We won’t be inviting children to our wedding just based on sheer numbers (my first cousins alone have almost 20 kids amongst them). But I do not want to make any exceptions either because I honestly don’t trust parents to keep their kids quiet and under control. Weddings are not fun for kids anyways, so I don’t feel they are deprived of anything when not invited. And if parents can’t or don’t want to make arrangements to attend a wedding themselves, then I understand.
I have the feeling you’re in the minority on this one… A child having a meltdown midway through a wedding ceremony isn’t funny or cute. It completely ruins the atmosphere and distracts both the couple getting married and their guests from what is an extremely personal, intimate and important moment in their lives. I would be fucking LIVID if anyone, child or not, caused such a distraction during my wedding ceremony. If you canno’t trust your child 100% to sit still and quiet for half an hour, don’t bring them to the ceremony (even if they are invited).
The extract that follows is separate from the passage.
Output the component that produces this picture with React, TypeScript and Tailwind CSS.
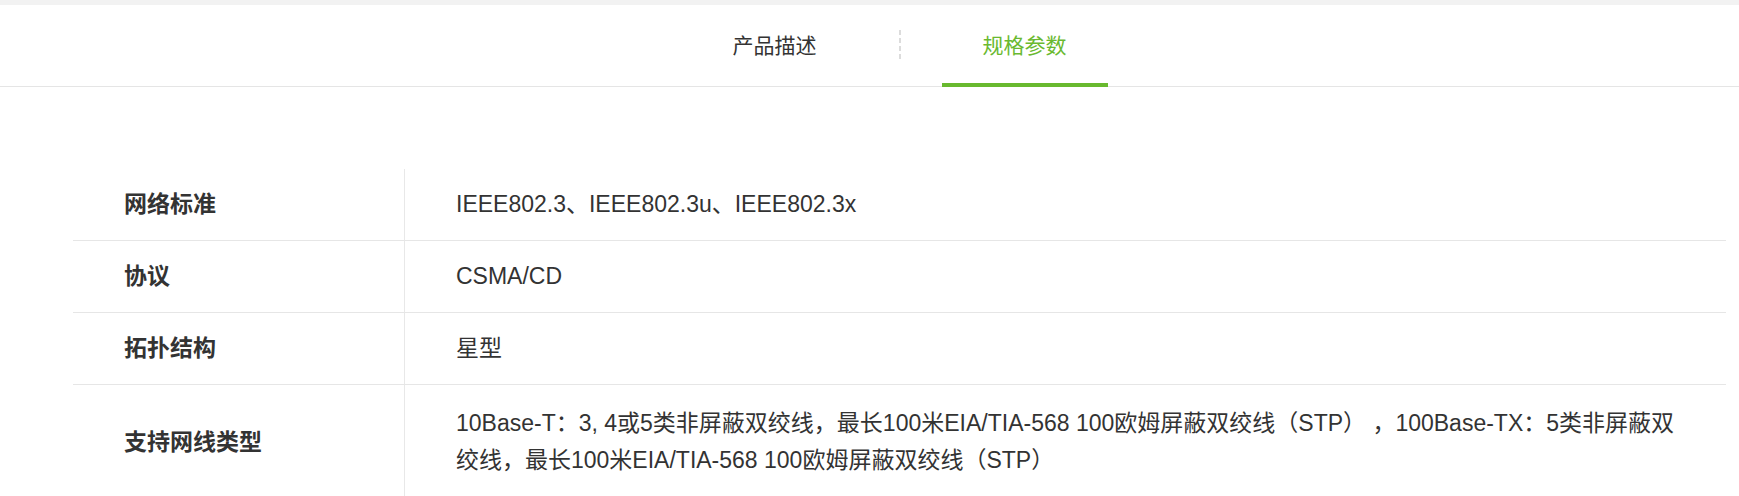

I have a bit more patience for children at the reception, because by that point the “serious” bit is over and it’s time to eat, drink and be merry, so it’s not nearly as big of a deal if a kid starts pitching a fit and has to be taken outside for a bit. Still annoying AF though if there are kids running around all over the place bumping into people, sticking their hands where the don’t belong, and interrupting people who are trying to have a nice time.
Dad offered to pay for a babysitter if they paid for the 2nd baby sitter. No, they wouldn’t. Oh well!
even a full tantrum would just be a funny memory to tell them one day when they graduate.
Possibly . It would not , however, be a funny event or future story for the people getting married, which is kind of the point here.
Your position on this issue is merely different , not morally superior as your post tries to imply.
I am a mom and I love children, but it is absolutely ok to have an adults only wedding. Lots of people do it. His sister does not get to decide for him. Why is it more important to worry about her feelings than how you might feel if the kids create problems? And they can create problems. I don’t see what the big deal is having a formal, kid free event for one day. Surely you can interact with and include these children in many other family gatherings.
Toddler meltdowns and tantrums are not great, especially when you’re parents have to deal with it.
If she’s really wanting them to come (they really wont remember or care), then how about a nanny that comes along? I don’t know how viable that is, but I have seen it happen and it means kids are looked after and parents are having fun.
My Brother-In-Law was told by my Mother-In-Law that he could bring his kid. I said hell no and told my husband to inform his family of this. THey weren’t happy. They pushed back. We held our ground. THe child was not at the wedding.
I do not think children need to be at every event that an adult is at. Also, how unfair to your husbands parents that they will not be able to enjoy the wedding due to the kids. No, for everyone’s sake there will be no children.
I had a similar scenario. I have 13 cousins under the age of 21. We wanted to keep the wedding as budget-friendly and affordable as we could. So we were cutting guests that we weren’t really close to. My 13 younger cousins are great, but I only really see them at Christmas and thanksgiving each year and they don’t really talk that mugh (tweens and teenagers). So we made the decision to have no kids or people under the age of 21. Some of my family member got really annoyed (the aunts and uncles of those kids)–but at the same time, they aren’t the ones paying thousands of dollars for those kids and teens to run around and potentially illegally drink (which the teens definitely would try to). So we are using the excuse of “the venue is strict on underage drinking, so we don’t want to risk anything with liability.” Since they weren’t sold on us having a budget—they are the more “priveledged” side of the family who aren’t very considerate with those who need to save pennies. Overall—just say “F*ck it!” and do exactly what YOU want. They will all get over it! And if they keep asking why, just say “BECAUSE I SAID SO.” lol!
If the kids are in the wedding then they should be invited to the reception. Other then that I think you have to be ok with if you say no kids people may not come to your wedding. Since both the parents are in the wedding that leaves you in a tough spot. If they are ok with leaving there kids with someone and not everyone is get them a sitter.